Sejumlah pengamat hukum di Gorontalo menilai kasus ini berpotensi sebagai bentuk kriminalisasi kebijakan. Mereka menyebut banyak kepala daerah kini enggan menyalurkan bansos karena khawatir dijerat hukum, meski niatnya membantu masyarakat.
“Banyak anak putus sekolah yang akhirnya bisa kuliah berkat bansos. Jika kepala daerah takut memberi bantuan, siapa yang rugi?” ujar seorang pengacara publik yang mengikuti jalannya persidangan.
Jejak Prestasi Hamim Pou di Bone Bolango
Hamim Pou menjabat Bupati Bone Bolango selama 13 tahun.
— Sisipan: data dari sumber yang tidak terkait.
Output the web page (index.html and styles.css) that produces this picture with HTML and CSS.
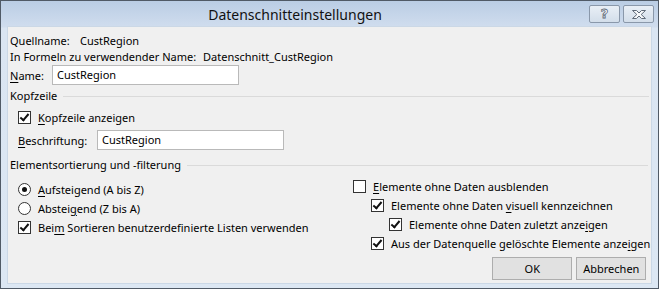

Selama kepemimpinannya, kabupaten ini 11 kali meraih opini Wajar Tanpa Pengecualian (WTP) dari BPK, mencatat Indeks Pembangunan Manusia (IPM) tertinggi di Provinsi Gorontalo, serta menjadi pelopor digitalisasi birokrasi di Indonesia Timur.
Ia membangun Rumah Sakit Toto, Mal Pelayanan Publik, serta berbagai fasilitas olahraga dan pelayanan publik seperti GOR Boludawa, GOR Harapan dan Prestasi, hingga The Center Point (The Bright Gate), ikon baru Bone Bolango.
Hamim juga membuka akses ke desa-desa terisolasi, merevitalisasi Danau Perintis, membangun ribuan rumah layak huni, dan membagikan lebih dari 10.000 ekor ternak untuk memperkuat ekonomi desa serta ketahanan pangan keluarga.
Di Kecamatan Pinogu, kawasan terpencil dalam Taman Nasional Bogani Nani Wartabone, ia memulai pembangunan jalan, menghadirkan listrik, serta mempopulerkan Kopi Pinogu hingga mendapat pengakuan nasional dan tercatat dalam Rekor MURI.
Di bidang pemerintahan, Bone Bolango meraih predikat BB (Sangat Baik) dalam Sistem Akuntabilitas Kinerja Instansi Pemerintah (SAKIP) selama lima tahun berturut-turut. Penghargaan Adipura pun diraih sebagai bukti komitmen pada tata kelola lingkungan yang berkelanjutan.
“Panglima Anak Yatim” dan Penghargaan Nasional
Di bidang sosial, Hamim dikenal sebagai penggagas Hari Anak Yatim di Bone Bolango. Kepeduliannya membuat warga menyebutnya sebagai “Panglima Anak Yatim”. Ia juga memfasilitasi kehadiran Universitas Negeri Gorontalo di Bone Bolango dan dua kali menerima Satya Lencana Pembangunan dari Presiden Republik Indonesia.
“Saya tidak pernah meminta ujian ini. Tapi mungkin ini cara Allah menguji: apakah saya tetap jujur meski tidak dipercaya, tetap tenang meski diguncang,” kata Hamim Pou lirih usai persidangan.
Sidang berikutnya dijadwalkan akan menghadirkan ahli pidana. Meski berstatus terdakwa, bagi banyak warga Bone Bolango, Hamim Pou tetap dianggap sebagai pemimpin yang membela rakyatnya.